[START]
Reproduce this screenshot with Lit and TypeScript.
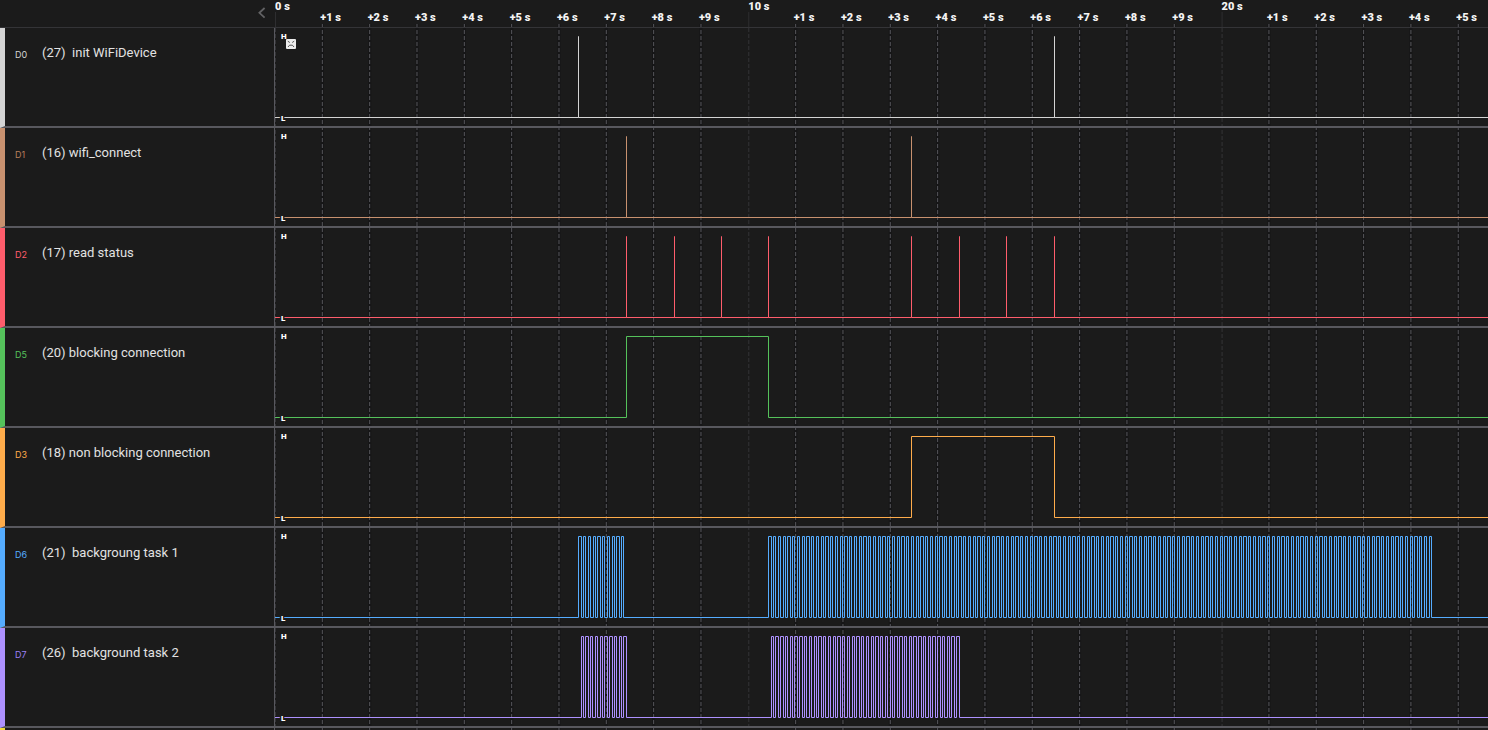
import { LitElement, html, svg, css, nothing } from "lit";
import { customElement, property, state } from "lit/decorators.js";
import { styleMap } from "lit/directives/style-map.js";

interface Channel {
  id: string;
  name: string;
  color: string;
  ink: string;
  edges: number[];
}

const SECOND = 47.33;
const LABEL_ROOM = 24;
const HIGH = 8;
const LOW = 89;
const FAR = 4000;

/** Edges of a regular pulse train, snapped to whole pixels. */
const train = (start: number, end: number, count: number): number[] => {
  const step = (end - start) / (count * 2 - 1);
  return Array.from({ length: count * 2 }, (_, k) => Math.floor(start + step * k + 0.001));
};

/** Very short pulses: each rises and falls on the same pixel. */
const pulses = (...at: number[]): number[] => at.flatMap((x) => [x, x]);

const CHANNELS: Channel[] = [
  { id: "D0", name: "(27)  init WiFiDevice", color: "#d4d4d4", ink: "#d4d4d4", edges: pulses(303, 779) },
  { id: "D1", name: "(16) wifi_connect", color: "#c8916f", ink: "#b87f5c", edges: pulses(351, 636) },
  { id: "D2", name: "(17) read status", color: "#ff5d6c", ink: "#ff5d6c", edges: pulses(351, 399, 446, 493, 636, 684, 731, 779) },
  { id: "D5", name: "(20) blocking connection", color: "#55c25b", ink: "#55c25b", edges: [351, 493] },
  { id: "D3", name: "(18) non blocking connection", color: "#ffac4b", ink: "#ffac4b", edges: [636, 779] },
  {
    id: "D6",
    name: "(21)  backgroung task 1",
    color: "#55acff",
    ink: "#55acff",
    edges: [...train(303.75, 348.9, 10), ...train(493.8, 1156.4, 140)],
  },
  {
    id: "D7",
    name: "(26)  background task 2",
    color: "#ad91ff",
    ink: "#9a7ff5",
    edges: [...train(306.1, 351.3, 10), ...train(496.2, 684.1, 40)],
  },
];

const wave = (edges: number[]): string => {
  let high = false;
  let d = `M0 ${LOW}.5`;
  for (const x of edges) {
    high = !high;
    d += `H${x}.5V${high ? HIGH : LOW}.5`;
  }
  return `${d}H${FAR}`;
};

@customElement("time-grid")
export class TimeGrid extends LitElement {
  @state() private span = 0;

  private observer = new ResizeObserver(([entry]) => {
    this.span = entry.contentRect.width;
  });

  connectedCallback() {
    super.connectedCallback();
    this.observer.observe(this);
  }

  disconnectedCallback() {
    this.observer.disconnect();
    super.disconnectedCallback();
  }

  static styles = css`
    :host {
      display: block;
      overflow: hidden;
    }
    svg {
      display: block;
      width: 100%;
      height: 100%;
    }
    text {
      font: 900 11px Roboto, sans-serif;
      fill: #f4f4f4;
    }
    .shade {
      stroke: #161617;
      stroke-width: 3px;
    }
    .minor {
      stroke: #56565b;
      stroke-dasharray: 4 2;
    }
    .major {
      stroke: #343437;
      stroke-dasharray: 4 2;
    }
    .stem {
      stroke: #2e2e30;
    }
  `;

  private tick(n: number) {
    const x = n * SECOND;
    if (n % 10 === 0) {
      return svg`
        <line class="stem" x1=${x + 0.5} x2=${x + 0.5} y1="12" y2="28" />
        <line class="major" x1=${x + 0.5} x2=${x + 0.5} y1="28" y2=${FAR} />
        <text x=${x} y="10">${n} s</text>
      `;
    }
    return svg`
      <line class="shade" x1=${x} x2=${x} y1="24" y2=${FAR} />
      <line class="minor" x1=${x} x2=${x} y1="24" y2=${FAR} />
      <text x=${x - 2} y="21">+${n % 10} s</text>
    `;
  }

  render() {
    const count = Math.max(0, Math.floor((this.span - LABEL_ROOM) / SECOND) + 1);
    return html`<svg>${Array.from({ length: count }, (_, n) => this.tick(n))}</svg>`;
  }
}

@customElement("channel-row")
export class ChannelRow extends LitElement {
  @property({ attribute: false }) channel!: Channel;
  @property({ type: Boolean }) marker = false;

  static styles = css`
    .row {
      display: grid;
      grid-template-columns: 270px minmax(0, 1fr);
      border-left: 5px solid var(--channel);
      border-bottom: 2px solid #58585e;
    }
    .label {
      display: flex;
      align-items: flex-start;
      padding: 16px 0 0 10px;
      border-right: 1px solid #58585e;
    }
    .id {
      width: 27px;
      font: 9px/22px Inter, sans-serif;
      color: var(--ink);
    }
    .name {
      font: 13px/18px Roboto, sans-serif;
      color: #e2e2e2;
      white-space: pre;
    }
    .plot {
      display: block;
      width: 100%;
      height: 98px;
    }
    .wave {
      fill: none;
      stroke: var(--channel);
    }
    .level {
      font: 900 8px Roboto, sans-serif;
      fill: #fff;
      stroke: #1b1b1b;
      stroke-width: 3px;
      paint-order: stroke;
    }
  `;

  render() {
    const c = this.channel;
    return html`
      <div class="row" style=${styleMap({ "--channel": c.color, "--ink": c.ink })}>
        <div class="label"><span class="id">${c.id}</span><span class="name">${c.name}</span></div>
        <svg class="plot">
          <path class="wave" d=${wave(c.edges)} />
          <text class="level" x="6" y="11">H</text>
          <text class="level" x="6" y="93">L</text>
          ${this.marker
            ? svg`
              <rect x="11" y="11" width="10" height="10" rx="1" fill="#ececec" />
              <path d="M12.8 13.2l2 1.3M19.2 13.2l-2 1.3M13 19l1.6-1.8h2.8l1.6 1.8" fill="none" stroke="#444" stroke-width="0.9" />
            `
            : nothing}
        </svg>
      </div>
    `;
  }
}

@customElement("app-root")
export class AppRoot extends LitElement {
  static styles = css`
    :host {
      display: grid;
      grid-template-columns: 275px minmax(0, 1fr);
      height: 100vh;
      overflow: hidden;
      background: #1b1b1b;
    }
    time-grid {
      grid-area: 1 / 2;
      min-height: 0;
    }
    .board {
      grid-area: 1 / 1 / 2 / 3;
      display: flex;
      flex-direction: column;
      min-height: 0;
    }
    .header {
      flex: none;
      display: flex;
      align-items: center;
      height: 27px;
      border-bottom: 1px solid #343437;
    }
    .collapse {
      display: flex;
      margin-left: 254px;
      padding: 0;
      border: 0;
      background: none;
      color: #626264;
      cursor: pointer;
    }
    channel-row {
      flex: none;
    }
    .next {
      flex: 1;
      box-sizing: border-box;
      width: 275px;
      border-left: 5px solid #f0d83a;
      border-right: 1px solid #58585e;
    }
  `;

  render() {
    return html`
      <time-grid></time-grid>
      <div class="board">
        <div class="header">
          <button class="collapse" aria-label="Collapse channel list">
            <svg width="16" height="16" viewBox="0 0 16 16" fill="none" stroke="currentColor" stroke-width="1.8">
              <path d="M10.6 2L5.4 6.8l5.2 4.8" />
            </svg>
          </button>
        </div>
        ${CHANNELS.map((c, i) => html`<channel-row .channel=${c} ?marker=${i === 0}></channel-row>`)}
        <div class="next"></div>
      </div>
    `;
  }
}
[END]
**Work to complete**
Report the number of lines above that contain the word "this", and only that number.

**Completed exercise**
8